INSTRUCTIONS TO FOLLOW: Every line with the word "screenshot" in it should be extracted from the data that follows.

┌──

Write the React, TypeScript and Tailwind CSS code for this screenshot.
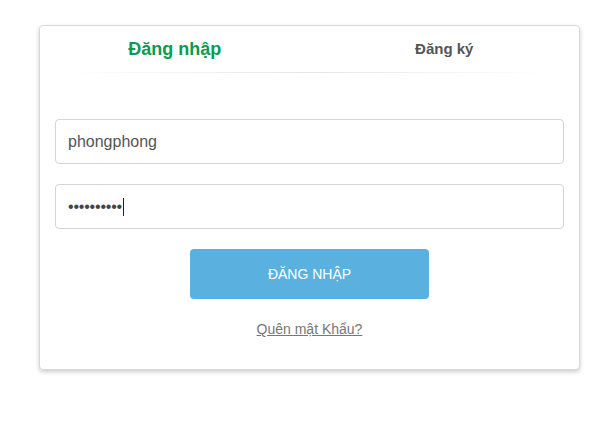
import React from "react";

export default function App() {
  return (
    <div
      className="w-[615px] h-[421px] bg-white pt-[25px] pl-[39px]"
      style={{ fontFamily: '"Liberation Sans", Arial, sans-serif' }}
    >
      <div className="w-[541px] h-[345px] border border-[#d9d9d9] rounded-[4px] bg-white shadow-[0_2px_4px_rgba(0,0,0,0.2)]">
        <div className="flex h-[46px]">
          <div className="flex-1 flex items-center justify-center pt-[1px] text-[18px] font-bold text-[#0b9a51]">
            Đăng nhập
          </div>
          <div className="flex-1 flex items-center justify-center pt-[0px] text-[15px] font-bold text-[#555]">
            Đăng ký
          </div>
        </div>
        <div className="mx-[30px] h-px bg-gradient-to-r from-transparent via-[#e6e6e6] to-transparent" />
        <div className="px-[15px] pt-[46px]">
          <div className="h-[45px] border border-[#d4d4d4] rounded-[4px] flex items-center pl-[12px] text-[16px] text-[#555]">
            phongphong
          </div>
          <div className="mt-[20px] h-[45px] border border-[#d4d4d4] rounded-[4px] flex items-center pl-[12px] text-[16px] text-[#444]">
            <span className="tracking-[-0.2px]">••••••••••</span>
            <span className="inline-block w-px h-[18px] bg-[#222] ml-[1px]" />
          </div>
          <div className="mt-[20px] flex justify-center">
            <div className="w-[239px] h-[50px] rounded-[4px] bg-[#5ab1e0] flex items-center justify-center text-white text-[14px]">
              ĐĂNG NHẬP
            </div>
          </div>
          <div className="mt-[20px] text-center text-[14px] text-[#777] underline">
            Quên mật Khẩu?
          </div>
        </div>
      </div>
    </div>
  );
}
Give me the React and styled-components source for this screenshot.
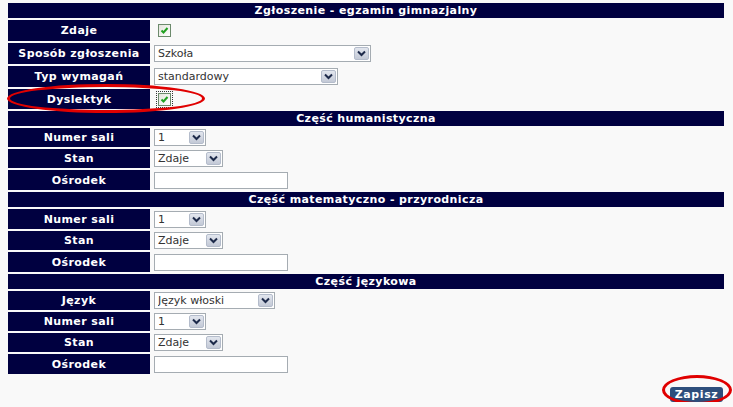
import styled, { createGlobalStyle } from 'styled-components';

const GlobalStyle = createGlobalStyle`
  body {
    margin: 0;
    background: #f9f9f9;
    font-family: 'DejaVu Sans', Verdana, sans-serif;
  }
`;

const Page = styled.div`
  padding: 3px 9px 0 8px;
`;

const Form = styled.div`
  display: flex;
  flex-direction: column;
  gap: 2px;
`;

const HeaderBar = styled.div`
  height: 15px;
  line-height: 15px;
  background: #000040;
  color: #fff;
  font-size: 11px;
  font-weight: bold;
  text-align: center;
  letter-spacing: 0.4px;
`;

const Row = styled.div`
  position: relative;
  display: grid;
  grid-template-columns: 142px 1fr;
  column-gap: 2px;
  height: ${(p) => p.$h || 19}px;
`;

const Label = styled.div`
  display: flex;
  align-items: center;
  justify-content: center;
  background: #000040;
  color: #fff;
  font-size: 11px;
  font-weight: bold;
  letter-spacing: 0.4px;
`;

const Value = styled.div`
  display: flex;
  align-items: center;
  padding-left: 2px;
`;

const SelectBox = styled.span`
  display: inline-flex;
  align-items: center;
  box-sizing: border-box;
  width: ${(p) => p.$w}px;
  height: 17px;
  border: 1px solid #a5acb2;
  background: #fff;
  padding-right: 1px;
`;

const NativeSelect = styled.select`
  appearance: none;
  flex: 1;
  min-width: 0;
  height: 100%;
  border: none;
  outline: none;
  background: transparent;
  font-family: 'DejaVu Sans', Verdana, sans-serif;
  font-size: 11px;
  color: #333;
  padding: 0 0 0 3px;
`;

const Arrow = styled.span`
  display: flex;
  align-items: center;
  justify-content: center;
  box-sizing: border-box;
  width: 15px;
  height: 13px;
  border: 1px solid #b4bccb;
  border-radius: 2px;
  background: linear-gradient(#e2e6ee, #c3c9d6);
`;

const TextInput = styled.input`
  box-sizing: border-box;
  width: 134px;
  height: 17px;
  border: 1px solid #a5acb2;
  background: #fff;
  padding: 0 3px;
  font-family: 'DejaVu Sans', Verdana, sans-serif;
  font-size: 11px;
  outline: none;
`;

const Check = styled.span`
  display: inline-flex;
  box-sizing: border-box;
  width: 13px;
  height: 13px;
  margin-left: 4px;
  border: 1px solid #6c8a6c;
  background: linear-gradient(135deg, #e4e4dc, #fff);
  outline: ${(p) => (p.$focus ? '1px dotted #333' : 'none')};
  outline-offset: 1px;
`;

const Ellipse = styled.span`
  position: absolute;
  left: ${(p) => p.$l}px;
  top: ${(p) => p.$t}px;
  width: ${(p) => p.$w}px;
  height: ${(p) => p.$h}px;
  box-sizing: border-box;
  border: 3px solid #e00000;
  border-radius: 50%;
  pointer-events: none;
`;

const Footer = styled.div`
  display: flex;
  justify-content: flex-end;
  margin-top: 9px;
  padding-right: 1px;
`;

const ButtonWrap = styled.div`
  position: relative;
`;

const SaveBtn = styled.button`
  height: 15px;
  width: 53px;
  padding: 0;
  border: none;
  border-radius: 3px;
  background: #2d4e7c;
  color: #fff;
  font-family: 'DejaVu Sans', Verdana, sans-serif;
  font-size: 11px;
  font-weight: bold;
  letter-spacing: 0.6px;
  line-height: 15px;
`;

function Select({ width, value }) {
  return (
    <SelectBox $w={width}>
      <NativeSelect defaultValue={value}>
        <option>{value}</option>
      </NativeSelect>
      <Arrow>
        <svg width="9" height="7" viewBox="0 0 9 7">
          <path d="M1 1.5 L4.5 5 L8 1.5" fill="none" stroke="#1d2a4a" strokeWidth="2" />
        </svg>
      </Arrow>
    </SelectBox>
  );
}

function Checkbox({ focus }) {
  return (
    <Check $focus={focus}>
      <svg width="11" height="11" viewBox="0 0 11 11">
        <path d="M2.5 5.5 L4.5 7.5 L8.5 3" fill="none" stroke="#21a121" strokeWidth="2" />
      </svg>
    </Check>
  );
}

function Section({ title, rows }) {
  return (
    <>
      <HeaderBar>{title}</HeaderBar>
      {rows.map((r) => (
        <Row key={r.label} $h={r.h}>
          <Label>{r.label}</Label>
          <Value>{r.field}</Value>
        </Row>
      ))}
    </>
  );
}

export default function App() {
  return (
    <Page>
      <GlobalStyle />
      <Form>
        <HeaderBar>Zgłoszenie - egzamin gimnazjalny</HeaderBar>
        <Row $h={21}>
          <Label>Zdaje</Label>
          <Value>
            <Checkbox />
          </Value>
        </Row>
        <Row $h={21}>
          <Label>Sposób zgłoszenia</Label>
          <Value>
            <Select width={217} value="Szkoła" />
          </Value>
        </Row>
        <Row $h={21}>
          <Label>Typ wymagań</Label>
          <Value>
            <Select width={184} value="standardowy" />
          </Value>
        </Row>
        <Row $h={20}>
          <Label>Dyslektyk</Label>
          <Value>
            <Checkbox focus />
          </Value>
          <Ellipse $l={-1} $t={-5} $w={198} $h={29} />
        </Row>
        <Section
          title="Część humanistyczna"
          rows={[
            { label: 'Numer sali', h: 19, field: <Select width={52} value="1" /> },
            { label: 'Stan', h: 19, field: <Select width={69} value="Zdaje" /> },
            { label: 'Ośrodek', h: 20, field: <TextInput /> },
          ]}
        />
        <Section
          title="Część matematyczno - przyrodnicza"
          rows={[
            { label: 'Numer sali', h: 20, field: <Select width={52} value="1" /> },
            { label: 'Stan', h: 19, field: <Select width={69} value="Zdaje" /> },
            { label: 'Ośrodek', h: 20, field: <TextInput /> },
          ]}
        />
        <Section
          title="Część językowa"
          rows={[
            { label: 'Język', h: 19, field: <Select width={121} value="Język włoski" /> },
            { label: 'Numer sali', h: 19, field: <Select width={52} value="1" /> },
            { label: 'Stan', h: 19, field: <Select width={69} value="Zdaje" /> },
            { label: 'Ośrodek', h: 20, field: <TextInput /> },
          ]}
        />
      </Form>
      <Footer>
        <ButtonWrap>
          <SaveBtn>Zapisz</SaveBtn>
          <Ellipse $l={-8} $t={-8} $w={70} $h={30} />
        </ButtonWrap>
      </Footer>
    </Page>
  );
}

└──

SOLUTION FOR THIS EXERCISE:
Write the React, TypeScript and Tailwind CSS code for this screenshot.
Give me the React and styled-components source for this screenshot.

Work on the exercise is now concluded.